In commenting on the widespread concern about psychopaths, many writers pointed to the influence of Kinsey’s study of male sexuality, pub­lished in 1948, which revealed the extensive practice of nonprocreative sex­ual acts, inside and outside marriage. An editor of the American Journal of Psychiatry even argued that Kinsey’s evidence of a “gap between cultural mores and private behavior” might have set off a “reaction formation against anxiety and guilt” that had led, in turn, to the scapegoating of extreme sex­ual offenders. Liberal critics of the psychopath laws also referred to Kinsey’s study, citing his results to argue that sexual variations were now so common among “normal” couples that they should be excluded from the psychopath laws. For example, Bowman and Engle attempted to differentiate between the dangerous acts of the psychopath and the newly acceptable practices of masturbation, premarital petting, and “unnatural acts” (that is, oral and anal sex) performed in private between consenting adults. Thus, they as­sured the public that “serious” perversions did require psychiatric treatment but that healthy sexuality might include nonprocreative heterosexual acts. In this way, the discourse on the psychopath helped redefine the boundaries of normal sexuality and may well have contributed to the sexual liberalism of the i96os.46 from the 1930s through the 1950s, the sexual psychopath provided the focus for public discussions of sexual normality and abnormality, while the state played an increasingly important role in defining sexual deviance and prescribing psychiatric treatment. The debates on the psychopath statutes did more than expand the legal authority of psychiatry. The critics of the laws ultimately helped to legitimize nonprocreative heterosexual acts; the media and national commissions helped educate the public about both “nat­ural” and “perverse” sexual behaviors. At the same time, the psychopath literature tended to stigmatize female and child victims of sexual assault and to draw a firm sexual boundary proscribing all homosexual activity and linking it with extreme violence, especially against youths.

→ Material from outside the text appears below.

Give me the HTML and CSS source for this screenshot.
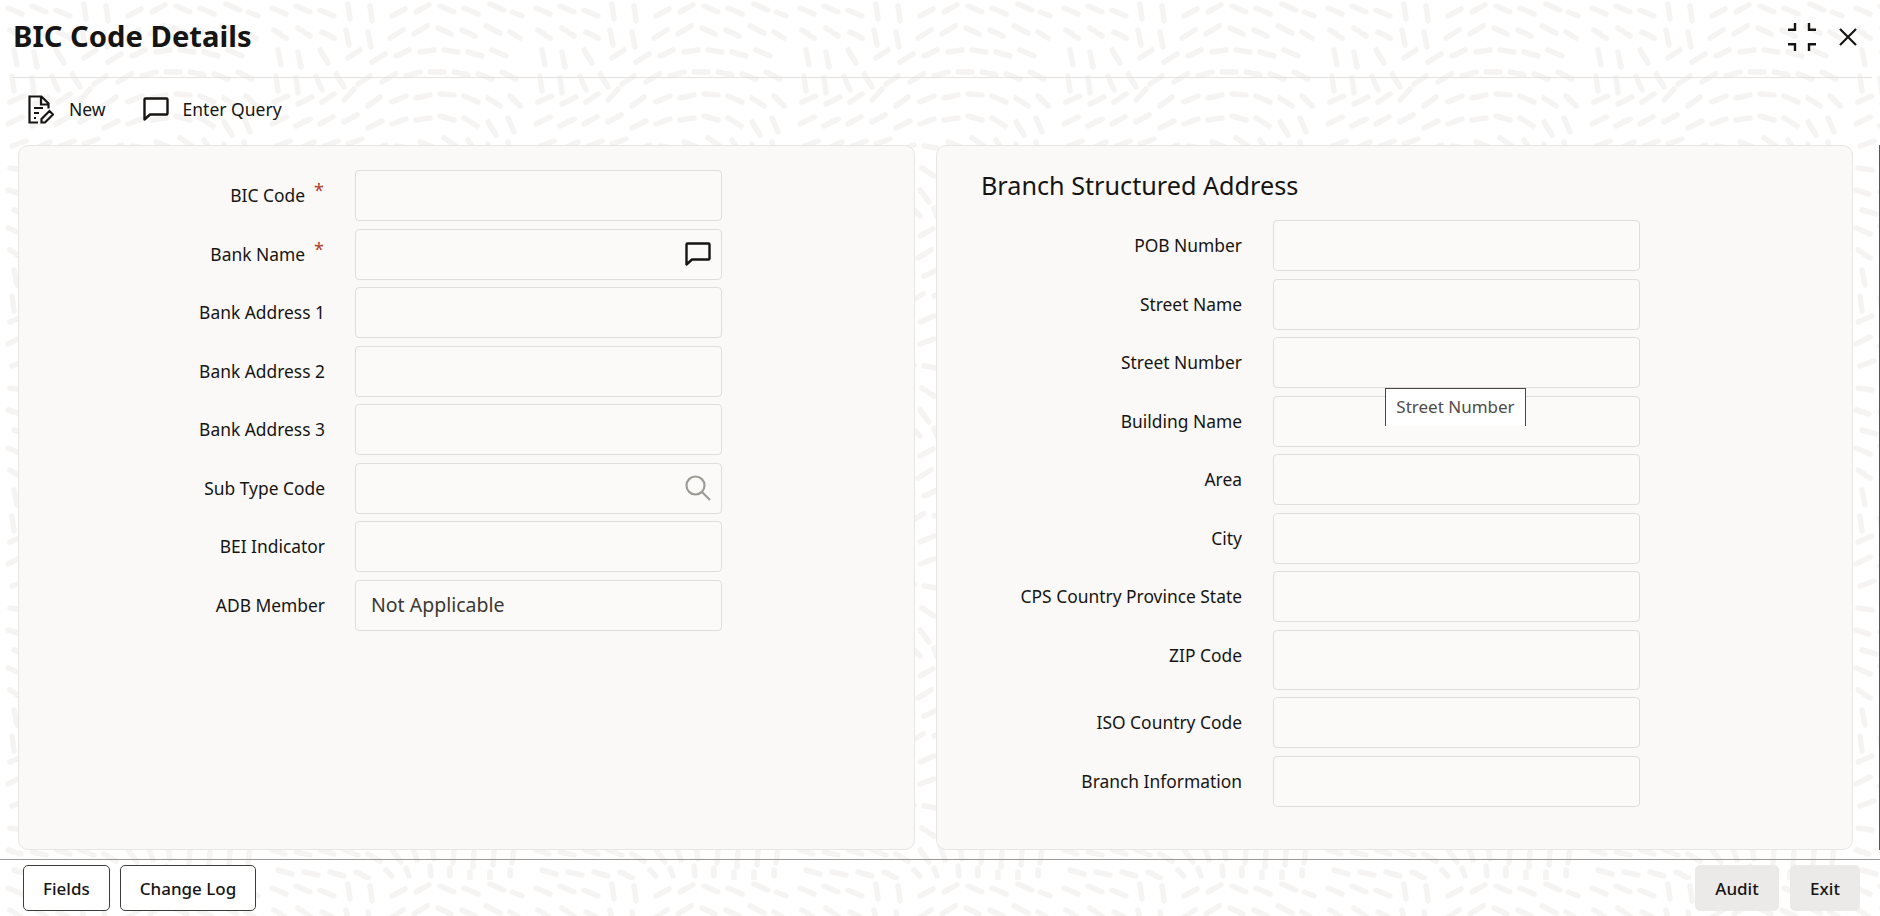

It is difficult to assign any simple meaning to the response to the sexual psy­chopath. Like “M,” or his later American counterpart in Alfred Hitchcock’s film Psycho, the image of the sexual psychopath revealed a deep discom­fort with the potential violence of male sexuality unconstrained by female purity—or “uncontrolled desires.” The response to the sexual psychopath also confirms that, as in the case of lynching, the fear of sexual violence can provide an extremely powerful tool for mobilizing political support against nonconforming individuals. The ultimate historical legacy of the response to the sexual psychopath, however, was to expand the public discourse on sexuality, focus attention on male violence, and heighten the importance of sexuality as a component of modern identity. In so doing, the response to the sexual psychopath helped redefine the boundaries of acceptable sexual behavior in modern America.